My supervisor at that church recommended a series of sermons called the Controversial Jesus series. He said the beliefs from this series encompassed what the church I worked at believed. It was more of the same. Love radically, like Jesus would. Women can preach, because not allowing women to speak is outdated and based on scripture taken out of context. But gay people can’t exist in the church, not fully—not like straight people.
One evening back at college, I sat in the dark in bed with two of my friends, staring at the popcorn-textured ceiling of a dorm room. Interrupting the silence, my friend said, “I don't think I believe much in the church anymore...I don’t understand how the church can say being gay is wrong.”
I agreed and explained how frustrating I found that doctrine. I also explained the opinion I’d finally come to.
I said,
”I think it doesn’t matter as much. In the end, the fundamental doctrine is Jesus saves all. Christians are going around playing God—deciding who’s saved and who isn’t. “
In the end, your morality is between you and God. If you feel drawn to celibacy, that’s ok. If you embrace sexuality, that’s ok. If you’re gay, that’s ok. If you’re trans, that’s ok. If you’re straight, that’s ok. In the end, what matters most is your relationship with God and allowing yourself to live a healthy life that, in turn, allows you to treat others well.”
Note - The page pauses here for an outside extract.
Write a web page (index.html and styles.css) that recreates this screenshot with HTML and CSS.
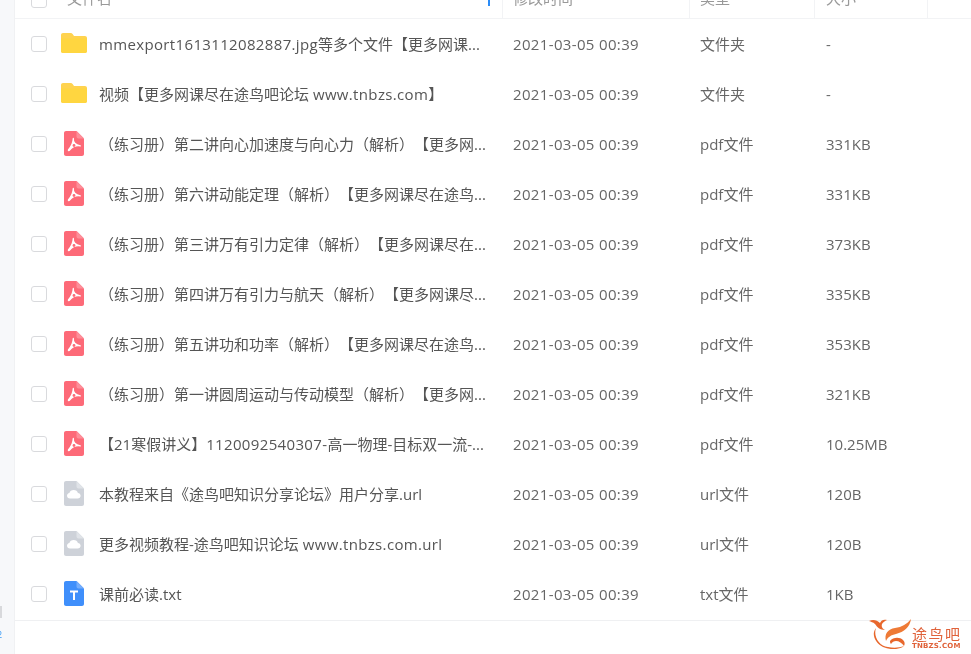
FILE: index.html
```html
<!DOCTYPE html>
<html lang="zh">
<head>
<meta charset="utf-8">
<title>文件列表</title>
<link rel="stylesheet" href="styles.css">
</head>
<body>
<svg class="defs" width="0" height="0" aria-hidden="true">
  <symbol id="folder" viewBox="0 0 26 20"><path d="M2 0h7.500c1 0 1.700.4 2.300 1.200L13 3h11c1.100 0 2 .9 2 2v13c0 1.100-.9 2-2 2H2c-1.100 0-2-.9-2-2V2C0 .9.900 0 2 0z" fill="#ffd34f"/><path d="M0 5.500h26V18c0 1.100-.9 2-2 2H2c-1.100 0-2-.9-2-2z" fill="#ffd640"/></symbol>
  <symbol id="pdf" viewBox="0 0 20 25"><path d="M2 0h10.500L20 7.500V23c0 1.100-.9 2-2 2H2c-1.100 0-2-.9-2-2V2C0 .9.900 0 2 0z" fill="#fd6a78"/><path d="M12.500 0L20 7.500h-5.500c-1.100 0-2-.9-2-2z" fill="#fe8f99"/><path d="M9.300 7.500c-.4 3.500 1.800 6.400 7 7.300-3.800-.5-8.300 1.100-10.800 4.400-.7.900-1.500.2-.9-.6 2.200-2.600 4.600-6.800 4.700-11.100z" fill="#fff" stroke="#fff" stroke-width="1.300" stroke-linejoin="round"/><circle cx="10" cy="14.500" r="1.400" fill="#fd6a78"/></symbol>
  <symbol id="url" viewBox="0 0 20 25"><path d="M2 0h10.500L20 7.500V23c0 1.100-.9 2-2 2H2c-1.100 0-2-.9-2-2V2C0 .9.900 0 2 0z" fill="#ced2d9"/><path d="M12.500 0L20 7.500h-5.500c-1.100 0-2-.9-2-2z" fill="#e0e3e8"/><path d="M6 17.500c-1.800 0-3-1.200-3-2.700 0-1.400 1-2.500 2.400-2.700.4-1.900 2.200-3.100 4.300-3.100 2.100 0 3.800 1.300 4.200 3.100 1.500.1 2.700 1.300 2.700 2.700 0 1.500-1.200 2.700-3 2.700z" fill="#fff"/></symbol>
  <symbol id="txt" viewBox="0 0 20 25"><path d="M2 0h10.500L20 7.500V23c0 1.100-.9 2-2 2H2c-1.100 0-2-.9-2-2V2C0 .9.900 0 2 0z" fill="#3f8ffb"/><path d="M12.500 0L20 7.500h-5.500c-1.100 0-2-.9-2-2z" fill="#75aefc"/><path d="M6 9.500h8v2h-3v7.500H9v-7.500H6z" fill="#fff"/></symbol>
</svg>
<div class="app">
  <aside class="side">
    <span class="side-mark"></span>
    <span class="side-num">2</span>
  </aside>
  <main class="main">
    <div class="head">
      <span class="cell c-check"><span class="box"></span></span>
      <span class="cell c-name">文件名<i class="sort"></i></span>
      <span class="cell c-time sep">修改时间</span>
      <span class="cell c-type sep">类型</span>
      <span class="cell c-size sep">大小</span>
      <span class="cell c-end sep"></span>
    </div>
    <div class="row"><span class="cell c-check"><span class="box"></span></span><svg class="ic ic-folder"><use href="#folder"/></svg><span class="cell c-title"><span class="lat">mmexport1613112082887.jpg</span>等多个文件【更多网课...</span><span class="cell c-time">2021-03-05 00:39</span><span class="cell c-type">文件夹</span><span class="cell c-size">-</span></div>
    <div class="row"><span class="cell c-check"><span class="box"></span></span><svg class="ic ic-folder"><use href="#folder"/></svg><span class="cell c-title">视频【更多网课尽在途鸟吧论坛 <span class="lat">www.tnbzs.com</span>】</span><span class="cell c-time">2021-03-05 00:39</span><span class="cell c-type">文件夹</span><span class="cell c-size">-</span></div>
    <div class="row"><span class="cell c-check"><span class="box"></span></span><svg class="ic"><use href="#pdf"/></svg><span class="cell c-title">（练习册）第二讲向心加速度与向心力（解析）【更多网...</span><span class="cell c-time">2021-03-05 00:39</span><span class="cell c-type">pdf文件</span><span class="cell c-size">331KB</span></div>
    <div class="row"><span class="cell c-check"><span class="box"></span></span><svg class="ic"><use href="#pdf"/></svg><span class="cell c-title">（练习册）第六讲动能定理（解析）【更多网课尽在途鸟...</span><span class="cell c-time">2021-03-05 00:39</span><span class="cell c-type">pdf文件</span><span class="cell c-size">331KB</span></div>
    <div class="row"><span class="cell c-check"><span class="box"></span></span><svg class="ic"><use href="#pdf"/></svg><span class="cell c-title">（练习册）第三讲万有引力定律（解析）【更多网课尽在...</span><span class="cell c-time">2021-03-05 00:39</span><span class="cell c-type">pdf文件</span><span class="cell c-size">373KB</span></div>
    <div class="row"><span class="cell c-check"><span class="box"></span></span><svg class="ic"><use href="#pdf"/></svg><span class="cell c-title">（练习册）第四讲万有引力与航天（解析）【更多网课尽...</span><span class="cell c-time">2021-03-05 00:39</span><span class="cell c-type">pdf文件</span><span class="cell c-size">335KB</span></div>
    <div class="row"><span class="cell c-check"><span class="box"></span></span><svg class="ic"><use href="#pdf"/></svg><span class="cell c-title">（练习册）第五讲功和功率（解析）【更多网课尽在途鸟...</span><span class="cell c-time">2021-03-05 00:39</span><span class="cell c-type">pdf文件</span><span class="cell c-size">353KB</span></div>
    <div class="row"><span class="cell c-check"><span class="box"></span></span><svg class="ic"><use href="#pdf"/></svg><span class="cell c-title">（练习册）第一讲圆周运动与传动模型（解析）【更多网...</span><span class="cell c-time">2021-03-05 00:39</span><span class="cell c-type">pdf文件</span><span class="cell c-size">321KB</span></div>
    <div class="row"><span class="cell c-check"><span class="box"></span></span><svg class="ic"><use href="#pdf"/></svg><span class="cell c-title">【21寒假讲义】<span class="lat">1120092540307-</span>高一物理-目标双一流-...</span><span class="cell c-time">2021-03-05 00:39</span><span class="cell c-type">pdf文件</span><span class="cell c-size">10.25MB</span></div>
    <div class="row"><span class="cell c-check"><span class="box"></span></span><svg class="ic"><use href="#url"/></svg><span class="cell c-title">本教程来自《途鸟吧知识分享论坛》用户分享.url</span><span class="cell c-time">2021-03-05 00:39</span><span class="cell c-type">url文件</span><span class="cell c-size">120B</span></div>
    <div class="row"><span class="cell c-check"><span class="box"></span></span><svg class="ic"><use href="#url"/></svg><span class="cell c-title">更多视频教程-途鸟吧知识论坛 <span class="lat">www.tnbzs.com.url</span></span><span class="cell c-time">2021-03-05 00:39</span><span class="cell c-type">url文件</span><span class="cell c-size">120B</span></div>
    <div class="row"><span class="cell c-check"><span class="box"></span></span><svg class="ic"><use href="#txt"/></svg><span class="cell c-title">课前必读.txt</span><span class="cell c-time">2021-03-05 00:39</span><span class="cell c-type">txt文件</span><span class="cell c-size">1KB</span></div>
    <div class="foot"></div>
  </main>
</div>
<div class="logo">
  <svg class="logo-mark" viewBox="0 0 43 31"><path d="M1 3C5 1 9 2 12 5 13 2 16 1 19 2 17 3 15 4 14 6 13 9 15 11 17 12 12 12 9 9 7 6 5 4 3 4 1 3z" fill="#e8672c"/><path d="M8 10C5 18 11 28 20 29 25 30 31 30 36 28 31 32 22 32 15 29 7 25 3 16 8 10z" fill="#e8672c"/><path d="M43 1C42 9 36 14 28 16 23 17 20 19 18 23 16 16 20 11 27 10 34 9 39 6 43 1z" fill="#ee7a36"/><path d="M22 23C25 19 32 19 35 22 37 24 37 26 36 28 34 25 31 23 28 23 26 23 24 24 23 26 22 25 22 24 22 23z" fill="#e8672c"/></svg>
  <div class="logo-text"><span class="logo-cn">途鸟吧</span><span class="logo-en">TNBZS.COM</span></div>
</div>
</body>
</html>
```
FILE: styles.css
```css
* { box-sizing: border-box; }
html, body { margin: 0; height: 100%; overflow: hidden; background: #fff; }
body {
  font-family: "Open Sans", "Noto Sans CJK SC", sans-serif;
  font-size: 15px;
  color: #666;
  position: relative;
  text-spacing-trim: space-all;
  font-feature-settings: "palt" 0;
}
.defs { position: absolute; }
.app { display: flex; height: 654px; filter: blur(0.35px); }
.side {
  width: 15px;
  flex: none;
  background: #f7f8fa;
  border-right: 1px solid #f0f1f3;
  display: flex;
  flex-direction: column;
  padding-top: 606px;
}
.side-mark { width: 2px; height: 12px; background: #d8d9dc; }
.side-num { font-size: 9px; line-height: 12px; color: #3b9bf5; margin-top: 11px; margin-left: -3px; }
.main { flex: 1; min-width: 0; margin-top: -18px; }
.head {
  display: flex;
  align-items: center;
  height: 37px;
  border-bottom: 1px solid #f2f3f5;
  color: #999;
}
.cell { display: block; white-space: nowrap; }
.c-check { width: 46px; flex: none; padding-left: 16px; display: flex; }
.box { display: block; width: 16px; height: 16px; border: 1px solid #d9dadd; border-radius: 3px; background: #fff; }
.c-name { width: 441px; flex: none; padding-left: 6px; position: relative; height: 100%; line-height: 32px; }
.sort { position: absolute; right: 12px; top: 18px; width: 2px; height: 6px; background: #2b8cf7; }
.head .sep { border-left: 1px solid #f2f3f5; height: 100%; line-height: 32px; }
.c-title { width: 403px; flex: none; overflow: hidden; margin-left: 12px; color: #555; }
.lat { letter-spacing: 0.35px; }
.c-time { width: 187px; flex: none; padding-left: 10px; }
.c-type { width: 125px; flex: none; padding-left: 10px; }
.c-size { width: 113px; flex: none; padding-left: 11px; }
.c-end { flex: 1; }
.row { display: flex; align-items: center; height: 50px; line-height: 48px; }
.row .c-time { padding-left: 11px; letter-spacing: 0.35px; }
.row .c-type { padding-left: 11px; }
.row .c-size { padding-left: 12px; }
.ic { width: 20px; height: 25px; flex: none; margin: 0 3px 1px; }
.ic-folder { width: 26px; height: 20px; margin: 0 0 2px; }
.foot { border-top: 1px solid #eff0f2; margin-top: 1px; height: 40px; }
.logo { position: absolute; left: 868px; top: 618px; display: flex; align-items: flex-start; gap: 1px; filter: blur(0.3px); }
.logo-mark { width: 43px; height: 31px; display: block; flex: none; }
.logo-text { display: flex; flex-direction: column; color: #e0623a; line-height: 1; margin-top: 8px; width: 50px; }
.logo-cn { font-family: "Noto Sans CJK SC", sans-serif; font-size: 15px; letter-spacing: 1.500px; line-height: 16px; }
.logo-en { font-size: 7px; font-family: "DejaVu Sans", sans-serif; font-weight: bold; letter-spacing: 0.2px; line-height: 8px; }
```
I hadn’t realized I was gay until a year after this conversation, but something in me drew me towards this disconnect in my faith.
Before I understood myself, I needed to come to terms with how others fit into God’s promise before I could understand how I fit into it.
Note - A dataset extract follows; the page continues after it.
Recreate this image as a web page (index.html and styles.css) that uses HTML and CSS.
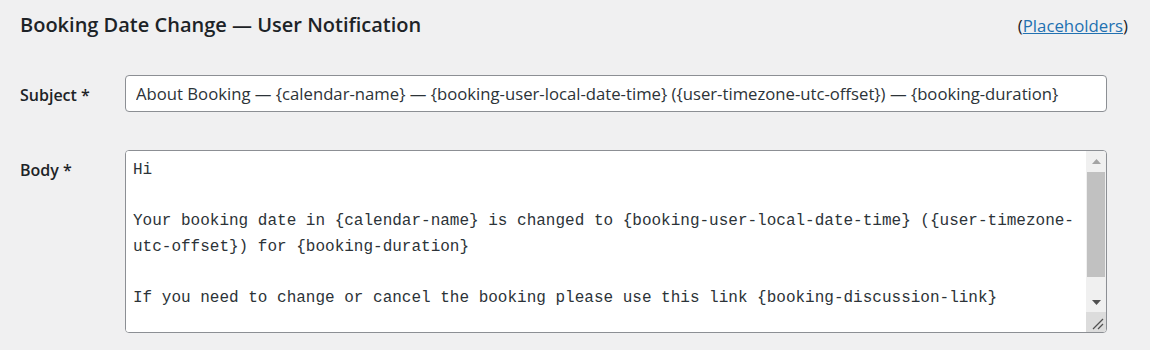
FILE: index.html
```html
<!DOCTYPE html>
<html>
    <head>
        <meta charset="utf-8">
        <title>Booking Date Change — User Notification</title>
        <link rel="stylesheet" href="styles.css">
    </head>
    <body>
        <main class="panel">
            <header class="panel-head">
                <h2 class="panel-title">Booking Date Change — User Notification</h2>
                <span class="help">(<a href="#" class="help-link">Placeholders</a>)</span>
            </header>

            <form class="fields" action="" method="post">
                <label class="field-label" for="subject">Subject *</label>
                <input type="text" id="subject" class="field-input" value="About Booking — {calendar-name} — {booking-user-local-date-time} ({user-timezone-utc-offset}) — {booking-duration}">

                <label class="field-label" for="body">Body *</label>
                <div class="text-box">
                    <textarea id="body" class="field-text">Hi

Your booking date in {calendar-name} is changed to {booking-user-local-date-time} ({user-timezone-utc-offset}) for {booking-duration}

If you need to change or cancel the booking please use this link {booking-discussion-link}

Thanks,
{site-title}</textarea>

                    <div class="scroll-bar">
                        <div class="scroll-btn">
                            <svg width="9" height="5" viewBox="0 0 9 5"><polygon points="0,5 9,5 4.5,0" fill="#a3a3a3"/></svg>
                        </div>
                        <div class="scroll-track">
                            <div class="scroll-thumb"></div>
                        </div>
                        <div class="scroll-btn">
                            <svg width="9" height="5" viewBox="0 0 9 5"><polygon points="0,0 9,0 4.5,5" fill="#505050"/></svg>
                        </div>
                        <div class="scroll-corner">
                            <svg width="12" height="12" viewBox="0 0 12 12">
                                <line x1="1" y1="11" x2="11" y2="1" stroke="#505050" stroke-width="1.2"/>
                                <line x1="6" y1="11" x2="11" y2="6" stroke="#505050" stroke-width="1.2"/>
                            </svg>
                        </div>
                    </div>
                </div>
            </form>
        </main>
    </body>
</html>
```

FILE: styles.css
```css
body
{
    margin: 0;
    background-color: #f0f0f1;
    color: #1d2327;
    font-family: "Open Sans", "Noto Sans", sans-serif;
}

.panel
{
    padding: 12px 22px 0 20px;
}

.panel-head
{
    display: flex;
    justify-content: space-between;
    align-items: center;
}

.panel-title
{
    margin: 0;
    font-size: 20px;
    font-weight: 600;
    line-height: 26px;
}

.help
{
    font-size: 16.8px;
}

.help-link
{
    color: #2271b1;
}

.fields
{
    display: grid;
    grid-template-columns: 105px 1fr;
    row-gap: 38px;
    margin: 37px 21px 0 0;
}

.field-label
{
    padding-top: 9px;
    font-size: 16px;
    font-weight: 600;
    line-height: 22px;
}

.field-input
{
    box-sizing: border-box;
    width: 100%;
    height: 37px;
    padding: 0 10px;
    border: 1px solid #8c8f94;
    border-radius: 4px;
    background: #fff;
    color: #2c3338;
    font-family: "Open Sans", "Noto Sans", sans-serif;
    font-size: 16.7px;
}

.text-box
{
    display: flex;
    height: 183px;
    box-sizing: border-box;
    border: 1px solid #8c8f94;
    border-radius: 4px;
    background: #fff;
    overflow: hidden;
}

.field-text
{
    flex: 1;
    margin: 0;
    padding: 7px 8px 5px 7px;
    border: none;
    outline: none;
    resize: none;
    background: #fff;
    color: #2c3338;
    font-family: "Liberation Mono", monospace;
    font-size: 16px;
    line-height: 25.5px;
    overflow: hidden;
}

.scroll-bar
{
    display: flex;
    flex-direction: column;
    width: 20px;
    background: #f0f0f0;
}

.scroll-btn
{
    display: flex;
    align-items: center;
    justify-content: center;
    height: 20px;
}

.scroll-track
{
    flex: 1;
    padding: 1px 1px 0 1px;
}

.scroll-thumb
{
    height: 105px;
    background: #c1c1c1;
}

.scroll-corner
{
    display: flex;
    align-items: flex-end;
    justify-content: flex-end;
    height: 20px;
    padding: 0 2px 2px 0;
    box-sizing: border-box;
    background: #dcdcdc;
}
```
I think the most painful hurdle in my faith and what led to my deconstruction was people trying to tell me what God and the Bible said.
It is still the sole reason I no longer trust the Church. At his root, Jesus teaches how to love people well. He also teaches that everyone is allowed a seat at the table, prostitutes, lepers, women, queer people. Unfortunately, many Christians get choosy about who gets a seat at their table, solely because someone else told them the Bible says so.